Pierce’s clientele were notoriously conservative and not really the type of people who bought super-streamlined dream machines, something that they would come to realize in the months ahead. When the time came to disperse the Silver Arrows, one was sold to a flamboyant doctor, and yet another to an artist in suburban Chicago – men who enjoyed the attention that the car brought them. The same was true for the buyer of this car, M.C. Hudson, the San Francisco distributor for Crazy Water, the famous health-giving mineral water bottled in Texas since 1881. Liveried with Crazy Water logos on the doors, the Pierce served to promote the famous miracle cure throughout California.
F. Robert Greene, a New York attorney and one of the founders of the Pierce-Arrow Society, found the car in Texas around 1954, owned by a Mr. D’Oyley, another Crazy Water distributor.
Records of Pierce-Arrow historian Bernard Weis indicate that following Mr. Greene’s ownership, the Silver Arrow enjoyed various short-term owners, before being purchased by James Brucker Sr., of Buena Park, California.
Another early collector, Mr. Brucker was famous as a supplier of antique and unusual autos to the Hollywood film studios, as well as an early supporter of California’s “Kustom Kulture,” employing such noted counterculture artists as Ed “Big Daddy” Roth and Von Dutch. His family eventually opened their collection to the public during the 1970s as Movieworld Cars of the Stars and Planes of Fame, featuring automobiles in period tableaus with signs hand-painted and striped by Von Dutch in his usual irreverent style. The Silver Arrow, by now finished in silver with blue moldings, was one of the most famous exhibits. During its time in the Brucker stable, it reportedly appeared in the 1976 film, Gable and Lombard.
After many years being enjoyed by curious tourists at Movieworld, not far from a functioning guillotine and Robby the Robot, the Silver Arrow found a new owner in the late 1970s with Dr. Don Vesley of Louisiana and Florida. Dr. Vesley maintained the car for several years before selling it in the 1980s to the Blackhawk Collection of Danville, California, for their immense collection, where for some time it was actually united with the other pair of extant Silver Arrows! During this time the car received its current restoration by Mike Fennel of Saugas, California, in two-tone silver and pewter, with a correct striped cloth interior.

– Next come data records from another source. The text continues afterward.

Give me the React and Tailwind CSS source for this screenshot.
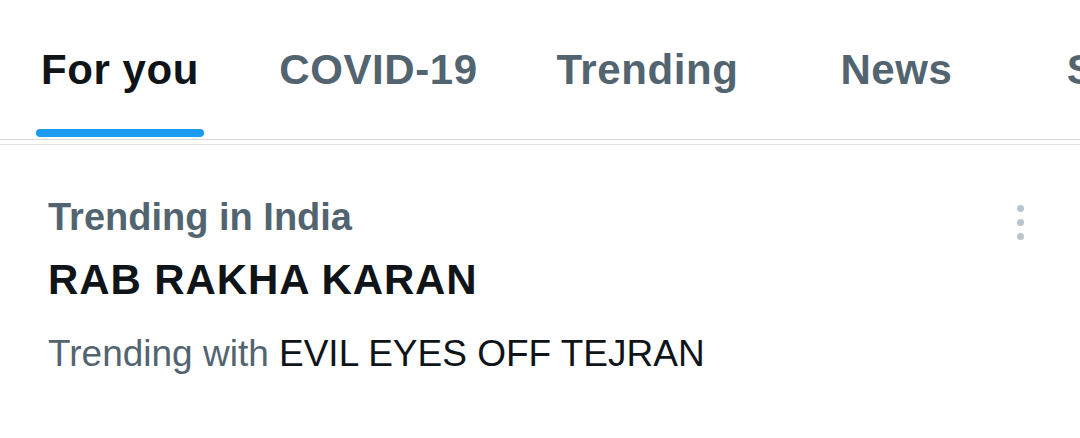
export default function App() {
    const tabs = [
        { label: "For you", w: "w-[240px]", active: true },
        { label: "COVID-19", w: "w-[277px]" },
        { label: "Trending", w: "w-[261px]" },
        { label: "News", w: "w-[237px]" },
        { label: "Sports", w: "w-[240px]" },
    ];

    return (
        <div className="w-[1080px] h-[438px] overflow-hidden bg-white font-['Liberation_Sans',Arial,sans-serif]">
            <div className="flex h-[139px] overflow-hidden font-bold text-[42px] tracking-[0.6px]">
                {tabs.map((t) => (
                    <div key={t.label} className={`${t.w} shrink-0 flex flex-col items-center`}>
                        <div className={`pt-[42px] leading-[56px] whitespace-nowrap ${t.active ? "text-[#0f1419]" : "text-[#536471]"}`}>
                            {t.label}
                        </div>
                        {t.active && <div className="mt-[31px] h-[8px] w-[168px] rounded-full bg-[#1d9bf0]" />}
                    </div>
                ))}
            </div>
            <div className="h-px bg-[#d5d9dc]" />
            <div className="h-[4px]" />
            <div className="h-px bg-[#dfe3e6]" />

            <div className="flex pl-[48px] pr-[56px] pt-[50px]">
                <div className="flex-1">
                    <div className="text-[38px] leading-[44px] font-bold text-[#536471]">Trending in India</div>
                    <div className="mt-[17px] text-[42px] leading-[48px] font-bold tracking-[0.9px] text-[#0f1419]">RAB RAKHA KARAN</div>
                    <div className="mt-[28px] text-[37px] leading-[44px] text-[#536471]">
                        Trending with <span className="text-[#0f1419]">EVIL EYES OFF TEJRAN</span>
                    </div>
                </div>
                <div className="flex flex-col items-center gap-[7px] pt-[10px]">
                    <span className="block h-[7px] w-[7px] rounded-full bg-[#b9c4cc]" />
                    <span className="block h-[7px] w-[7px] rounded-full bg-[#b9c4cc]" />
                    <span className="block h-[7px] w-[7px] rounded-full bg-[#b9c4cc]" />
                </div>
            </div>
        </div>
    );
}
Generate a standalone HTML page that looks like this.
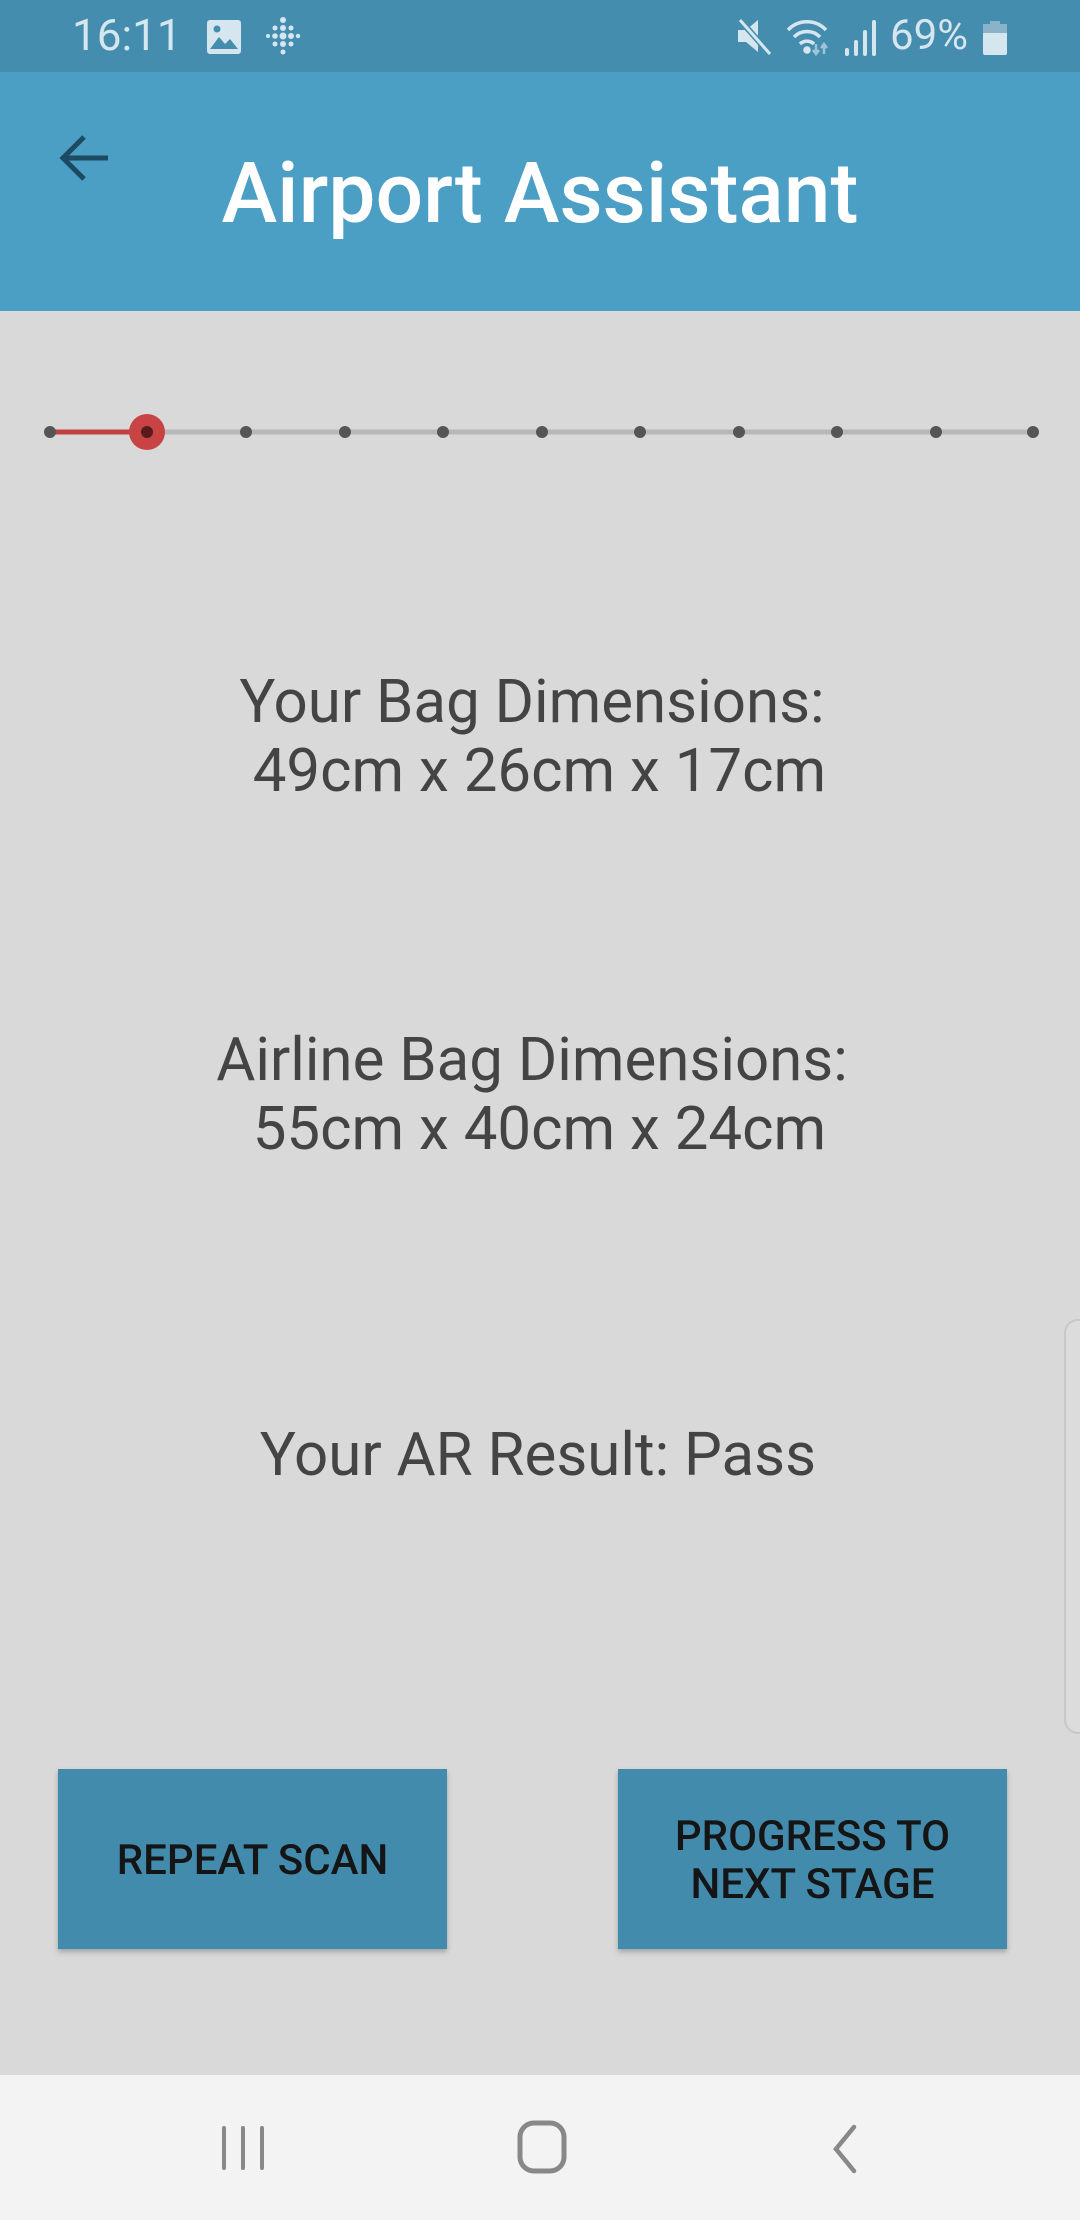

Thomas Derro purchased the restored Silver Arrow from the Blackhawk Collection in 1996, and it immediately took its place as the centerpiece of his collection. He wasted no time in beginning to show it, and over the last two decades it has gathered awards all over the country, including Best of Show at Lehigh in 1997 and Radnor Hunt in 2004; Best American Classic Car at Greenwich in 2005; AACA National First Prize honors in 1999; and a Classic Car Club of America Senior Premier badge, number 2086, among many other honors. It has always been well preserved and, aside from a few blemishes, remains in remarkable condition, with shining chrome, a well-detailed engine and undercarriage, and an interior that appears fresh, crisp, and show-worthy. Having been in enthusiast hands since the 1940s, it remains in the best-preserved, most authentic, and complete condition of the surviving Silver Arrow.
Not merely an automobile, the Derro Silver Arrow could be considered an Art Moderne monument and a symbol of the streamlined age at its finest and most audacious. Treasured and shown for over two decades but never for sale, it is now offered today with considerable pride as what it has always been, first and foremost: a showstopper.
That was what it was built for, after all.